I once worked with a finance leader who raised both price and sales volume in the budget without consulting operations. The math looked great on paper, but the assumptions were impossible. The operations team knew immediately that higher prices would dampen demand. They would have laughed us out of the boardroom if we had presented those assumptions. We corrected it, but the example shows why operational input is non-negotiable.
2. Tracking the Right Drivers
Budgets are not just about outcomes, they’re about the drivers behind the outcomes. Financial results like revenue or net income are lagging indicators. By the time you see them, the underlying issues have already happened.
What matters are the assumptions and metrics that produce those results:
- What price will you charge?
- What volume of sales do you expect?
- What utilization or productivity assumptions are built in?
Tracking these drivers tells you why results are off and what adjustments might be needed. If sales volume misses but pricing holds, the strategy for addressing it will be very different than if pricing is the issue. Monitoring assumptions turns the budget into a decision-making tool instead of a year-end report card.
3. Alignment with Strategy
The strongest budgets are tied directly to the strategic plan. They don’t just capture last year’s numbers with a 5% adjustment. They allocate resources to the priorities that matter most.
This alignment has two parts:
- Consistency. The budget should reinforce the direction the organization has already committed to.
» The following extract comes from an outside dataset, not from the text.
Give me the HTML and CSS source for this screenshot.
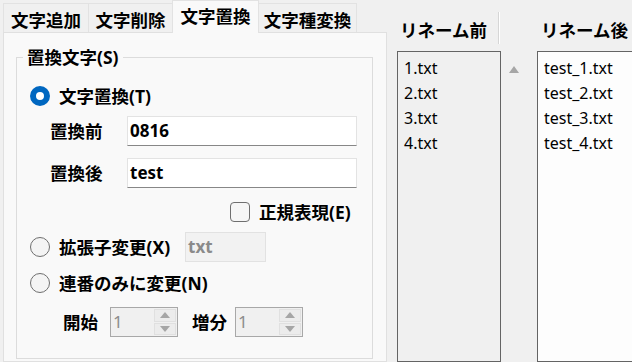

- Flexibility. When strategy changes, whether due to market shifts, global events, or organizational priorities, the budget must adapt.
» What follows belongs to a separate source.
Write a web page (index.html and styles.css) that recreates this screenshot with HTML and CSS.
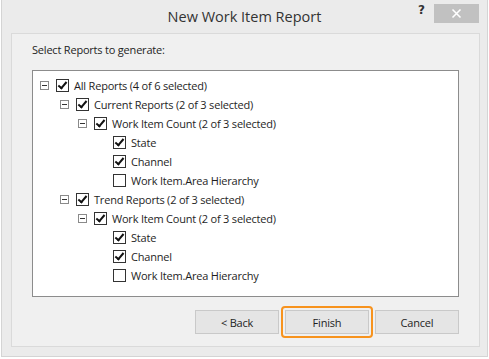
FILE: index.html
```html
<!DOCTYPE html>
<html lang="en">
<head>
    <meta charset="UTF-8">
    <title>New Work Item Report</title>
    <link rel="stylesheet" href="styles.css">
</head>
<body>
    <div class="window">
        <div class="titlebar">
            <span class="title">New Work Item Report</span>
            <span class="help">?</span>
            <span class="close">
                <svg width="11" height="11" viewBox="0 0 11 11"><path d="M1.5 1.5 L9.5 9.5 M9.5 1.5 L1.5 9.5" stroke="#fff" stroke-width="1.6"/></svg>
            </span>
        </div>

        <div class="panel">
            <div class="caption">Select Reports to generate:</div>

            <!-- Report tree -->
            <div class="tree">
                <div class="row lvl0"><span class="exp"></span><span class="cb on"></span><span class="label">All Reports (4 of 6 selected)</span></div>
                <div class="row lvl1"><span class="exp"></span><span class="cb on"></span><span class="label">Current Reports (2 of 3 selected)</span></div>
                <div class="row lvl2"><span class="exp"></span><span class="cb on"></span><span class="label">Work Item Count (2 of 3 selected)</span></div>
                <div class="row lvl3"><span class="cb on"></span><span class="label">State</span></div>
                <div class="row lvl3"><span class="cb on"></span><span class="label">Channel</span></div>
                <div class="row lvl3"><span class="cb"></span><span class="label">Work Item.Area Hierarchy</span></div>
                <div class="row lvl1"><span class="exp"></span><span class="cb on"></span><span class="label">Trend Reports (2 of 3 selected)</span></div>
                <div class="row lvl2"><span class="exp"></span><span class="cb on"></span><span class="label">Work Item Count (2 of 3 selected)</span></div>
                <div class="row lvl3"><span class="cb on"></span><span class="label">State</span></div>
                <div class="row lvl3"><span class="cb on"></span><span class="label">Channel</span></div>
                <div class="row lvl3"><span class="cb"></span><span class="label">Work Item.Area Hierarchy</span></div>
            </div>

            <div class="buttons">
                <button class="btn">&lt; Back</button>
                <span class="focus"><button class="btn">Finish</button></span>
                <button class="btn">Cancel</button>
            </div>
        </div>
    </div>
</body>
</html>
```

FILE: styles.css
```css
body {
    margin: 0;
    background-color: #fff;
    font-family: "Open Sans", "Noto Sans", sans-serif;
    color: #1e1e1e;
}

.window {
    width: 485px;
    height: 356px;
    margin-left: 1px;
    background-color: #ebebeb;
    border: 1px solid #d4d4d4;
    border-top: none;
}

.titlebar {
    position: relative;
    height: 33px;
    display: flex;
    justify-content: center;
    align-items: center;
}

.title {
    font-size: 14.5px;
    color: #333;
    margin-top: -1px;
}

.help {
    position: absolute;
    left: 416px;
    top: 3px;
    font-family: "DejaVu Sans", sans-serif;
    font-weight: bold;
    font-size: 12px;
    color: #333;
}

.close {
    position: absolute;
    left: 432px;
    top: 4px;
    width: 45px;
    height: 19px;
    background-color: #c1c1c1;
    display: flex;
    justify-content: center;
    align-items: center;
}

.panel {
    width: 469px;
    height: 314px;
    margin-left: 9px;
    background-color: #f0f0f0;
    border: 1px solid #dadada;
    box-sizing: border-box;
    padding: 8px 20px 0 20px;
}

.caption {
    font-size: 11px;
    letter-spacing: -0.2px;
    height: 28px;
}

.tree {
    height: 227px;
    background-color: #fff;
    border: 1px solid #8c8c8c;
    box-sizing: border-box;
    padding-top: 5px;
}

.row {
    height: 19px;
    display: flex;
    align-items: center;
    font-size: 11px;
    letter-spacing: -0.2px;
}

.lvl0 { padding-left: 7px; }
.lvl1 { padding-left: 27px; }
.lvl2 { padding-left: 45px; }
.lvl3 { padding-left: 80px; }

.exp {
    position: relative;
    width: 9px;
    height: 9px;
    border: 1px solid #8a8a8a;
    box-sizing: border-box;
    margin-right: 7px;
}

.exp::after {
    content: "";
    position: absolute;
    left: 1px;
    top: 3px;
    width: 5px;
    height: 1px;
    background-color: #333;
}

.cb {
    position: relative;
    width: 13px;
    height: 13px;
    border: 1px solid #333;
    box-sizing: border-box;
    background-color: #fff;
    margin-right: 5px;
}

.cb.on::after {
    content: "";
    position: absolute;
    left: 3px;
    top: 0px;
    width: 3px;
    height: 7px;
    border: solid #111;
    border-width: 0 2px 2px 0;
    transform: rotate(40deg);
}

.label {
    white-space: nowrap;
}

.buttons {
    display: flex;
    justify-content: flex-end;
    align-items: center;
    gap: 2px;
    margin-top: 9px;
}

.btn {
    width: 84px;
    height: 24px;
    background-color: #e5e5e5;
    border: 1px solid #c9c9c9;
    font-family: "Open Sans", "Noto Sans", sans-serif;
    font-size: 11px;
    letter-spacing: -0.2px;
    color: #1e1e1e;
    padding: 0;
}

.focus {
    display: flex;
    padding: 2px;
    border: 2px solid #f7931e;
    border-radius: 4px;
}
```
That doesn’t mean rewriting the budget every month. Formal modifications should only happen when the strategy itself shifts. But projections should be updated regularly, ideally monthly, to reflect what is really happening. That way, leaders are not surprised at year-end when results bear no resemblance to the plan.
The Risks of Treating Budgets as Spreadsheets
When budgets are just spreadsheets, organizations fall into two traps.
- Complacency. Leaders check the box during planning season, then ignore the budget until the next cycle. Strategy drifts, resources are misaligned, and no one notices until it’s too late.
- Entitlement. Team members view the budget as a blank check. “It’s in the budget, so I get to spend it.” That thinking ignores whether the expense still makes sense as conditions evolve.
Both traps lead to wasted resources and missed opportunities.
The Payoff of a Roadmap
When a budget is treated as a roadmap, the benefits are obvious. Leaders understand how their actions impact financial performance. Operations feels ownership of the targets because they helped shape them. The CFO can use variance analysis to spark conversations that keep the organization aligned and agile.
Most importantly, the budget becomes a tool for smarter decision-making. It helps the organization navigate uncertainty, seize opportunities, and stay on course.
The Question for You
So here’s the question: Is your budget a binder you dust off once a year, or is it a roadmap your team uses to guide decisions every day?
If it’s the former, you’re leaving value on the table. If it’s the latter, you’ve turned your budget into one of the most powerful strategy tools your organization has.